In a purely technical sense, then, I think Warren is wrong. It’s true that wages haven’t grown much, and that’s a big problem. But it’s not true that our standard of living has declined, even in rural areas. Taking everything into account, not just health care and child care, we get more for our hourly wages today than we did 20 years ago. But in a more subjective sense, Warren is right. The working and middle classes in small towns watch the lives of the top ten percent and see them getting more distant all the time. They can accept that millionaires live cushy lives—haven’t they always?—but now even the urban upper middle class seems to live in a bubble in which the problems of mere mortals barely exist. And it’s a bubble they have no hope of ever getting close to.
This is why growing income inequality is so corrosive. There’s always been friction between urban and rural communities. But especially in an era where TV and social media make the divide palpable to everyone, it can seem to rural residents as if America’s cities aren’t merely a little richer, but are practically a different country.
That’s wrong, of course, because it focuses too much on only a small sliver of urban life. Rural folks aren’t seeing what it’s like in big cities for the working class. That doesn’t show up much on TV or social media. Nor do they see much of the urban poor unless they’ve been glammed up for an action movie.

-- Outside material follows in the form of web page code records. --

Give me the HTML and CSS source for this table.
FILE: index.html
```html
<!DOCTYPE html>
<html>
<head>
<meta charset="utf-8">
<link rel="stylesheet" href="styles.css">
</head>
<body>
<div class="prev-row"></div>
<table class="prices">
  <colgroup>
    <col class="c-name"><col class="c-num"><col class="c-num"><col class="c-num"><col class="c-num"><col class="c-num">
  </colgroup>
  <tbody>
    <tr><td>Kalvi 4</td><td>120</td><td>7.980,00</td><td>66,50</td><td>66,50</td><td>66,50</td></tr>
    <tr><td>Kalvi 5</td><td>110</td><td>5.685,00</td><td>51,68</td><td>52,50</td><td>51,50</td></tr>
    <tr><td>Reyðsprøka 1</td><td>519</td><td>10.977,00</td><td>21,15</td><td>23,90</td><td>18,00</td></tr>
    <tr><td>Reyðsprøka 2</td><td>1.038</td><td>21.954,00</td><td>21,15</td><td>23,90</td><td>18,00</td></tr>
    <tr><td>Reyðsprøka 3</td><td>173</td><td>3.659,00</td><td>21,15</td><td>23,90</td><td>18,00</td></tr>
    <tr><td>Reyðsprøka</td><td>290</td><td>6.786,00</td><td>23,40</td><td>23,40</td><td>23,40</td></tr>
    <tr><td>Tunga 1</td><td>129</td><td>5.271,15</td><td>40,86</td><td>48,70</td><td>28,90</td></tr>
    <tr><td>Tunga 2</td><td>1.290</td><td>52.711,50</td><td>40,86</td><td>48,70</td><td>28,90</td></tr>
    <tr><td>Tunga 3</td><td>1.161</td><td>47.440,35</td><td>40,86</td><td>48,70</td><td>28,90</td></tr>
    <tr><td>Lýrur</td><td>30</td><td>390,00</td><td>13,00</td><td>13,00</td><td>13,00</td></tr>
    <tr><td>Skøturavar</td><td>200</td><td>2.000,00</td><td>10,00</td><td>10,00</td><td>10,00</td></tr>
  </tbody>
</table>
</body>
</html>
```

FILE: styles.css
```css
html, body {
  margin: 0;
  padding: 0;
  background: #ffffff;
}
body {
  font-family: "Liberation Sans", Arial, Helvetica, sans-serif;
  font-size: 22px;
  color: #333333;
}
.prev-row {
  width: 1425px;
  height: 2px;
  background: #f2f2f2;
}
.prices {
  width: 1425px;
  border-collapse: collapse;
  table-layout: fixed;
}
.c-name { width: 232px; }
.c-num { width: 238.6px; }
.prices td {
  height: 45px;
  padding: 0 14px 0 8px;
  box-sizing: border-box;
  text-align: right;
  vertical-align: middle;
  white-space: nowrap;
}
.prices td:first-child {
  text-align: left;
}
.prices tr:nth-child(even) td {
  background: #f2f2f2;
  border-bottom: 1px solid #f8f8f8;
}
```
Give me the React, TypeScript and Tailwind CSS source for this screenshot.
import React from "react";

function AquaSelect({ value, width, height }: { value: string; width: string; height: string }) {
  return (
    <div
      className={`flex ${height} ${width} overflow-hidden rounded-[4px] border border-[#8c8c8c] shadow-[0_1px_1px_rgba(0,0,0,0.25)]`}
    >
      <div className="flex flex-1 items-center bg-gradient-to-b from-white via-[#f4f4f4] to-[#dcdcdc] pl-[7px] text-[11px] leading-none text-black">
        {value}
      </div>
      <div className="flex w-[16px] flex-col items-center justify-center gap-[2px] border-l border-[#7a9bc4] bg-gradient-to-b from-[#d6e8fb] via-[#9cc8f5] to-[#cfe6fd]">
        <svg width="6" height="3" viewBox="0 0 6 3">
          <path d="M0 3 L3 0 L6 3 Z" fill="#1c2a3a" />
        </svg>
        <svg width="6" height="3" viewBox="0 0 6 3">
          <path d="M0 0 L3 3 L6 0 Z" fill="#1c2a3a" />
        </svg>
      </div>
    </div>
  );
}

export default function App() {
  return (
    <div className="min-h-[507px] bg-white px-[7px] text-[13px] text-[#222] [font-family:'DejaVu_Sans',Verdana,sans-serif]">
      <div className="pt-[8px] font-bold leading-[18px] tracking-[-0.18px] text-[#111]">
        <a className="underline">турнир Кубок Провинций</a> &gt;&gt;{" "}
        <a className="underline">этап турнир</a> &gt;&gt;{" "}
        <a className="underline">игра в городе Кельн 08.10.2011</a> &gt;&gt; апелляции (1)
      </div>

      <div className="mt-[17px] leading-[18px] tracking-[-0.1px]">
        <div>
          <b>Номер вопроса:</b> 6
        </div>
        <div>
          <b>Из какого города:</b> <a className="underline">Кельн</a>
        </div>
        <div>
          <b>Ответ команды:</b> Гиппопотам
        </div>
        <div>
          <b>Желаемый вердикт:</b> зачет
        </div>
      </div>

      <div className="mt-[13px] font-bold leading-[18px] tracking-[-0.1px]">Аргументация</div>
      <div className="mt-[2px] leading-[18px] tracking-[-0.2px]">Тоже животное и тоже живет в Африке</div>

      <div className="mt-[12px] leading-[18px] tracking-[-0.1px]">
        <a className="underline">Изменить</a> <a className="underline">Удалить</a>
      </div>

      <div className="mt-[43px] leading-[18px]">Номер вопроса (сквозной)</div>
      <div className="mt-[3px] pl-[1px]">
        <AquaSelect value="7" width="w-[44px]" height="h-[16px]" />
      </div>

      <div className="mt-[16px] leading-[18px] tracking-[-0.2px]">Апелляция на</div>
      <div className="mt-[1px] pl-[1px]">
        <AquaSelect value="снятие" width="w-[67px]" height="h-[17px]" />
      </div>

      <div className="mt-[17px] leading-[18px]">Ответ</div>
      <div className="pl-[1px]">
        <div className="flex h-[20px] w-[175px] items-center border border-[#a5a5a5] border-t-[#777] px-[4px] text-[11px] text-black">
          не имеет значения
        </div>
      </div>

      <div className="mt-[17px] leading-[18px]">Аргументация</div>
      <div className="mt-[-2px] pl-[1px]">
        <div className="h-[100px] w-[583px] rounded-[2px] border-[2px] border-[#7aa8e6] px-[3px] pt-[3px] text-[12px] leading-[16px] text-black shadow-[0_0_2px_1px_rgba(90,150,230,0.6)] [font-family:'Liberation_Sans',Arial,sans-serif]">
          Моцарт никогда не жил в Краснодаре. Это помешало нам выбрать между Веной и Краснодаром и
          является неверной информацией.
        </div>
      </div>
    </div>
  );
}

And even if they did, maybe it wouldn’t matter. The black and brown urban poor probably seem as different from their rural white poor as the urban upper middle class does to the rural middle class.
Long story short, rural areas are actually doing OK but it sure doesn’t always seem like it. That’s because their problems aren’t mostly about money. It’s much more complicated than that.
¹As usual, “blue-collar” refers to the wage series officially called “Production and Nonsupervisory Workers.”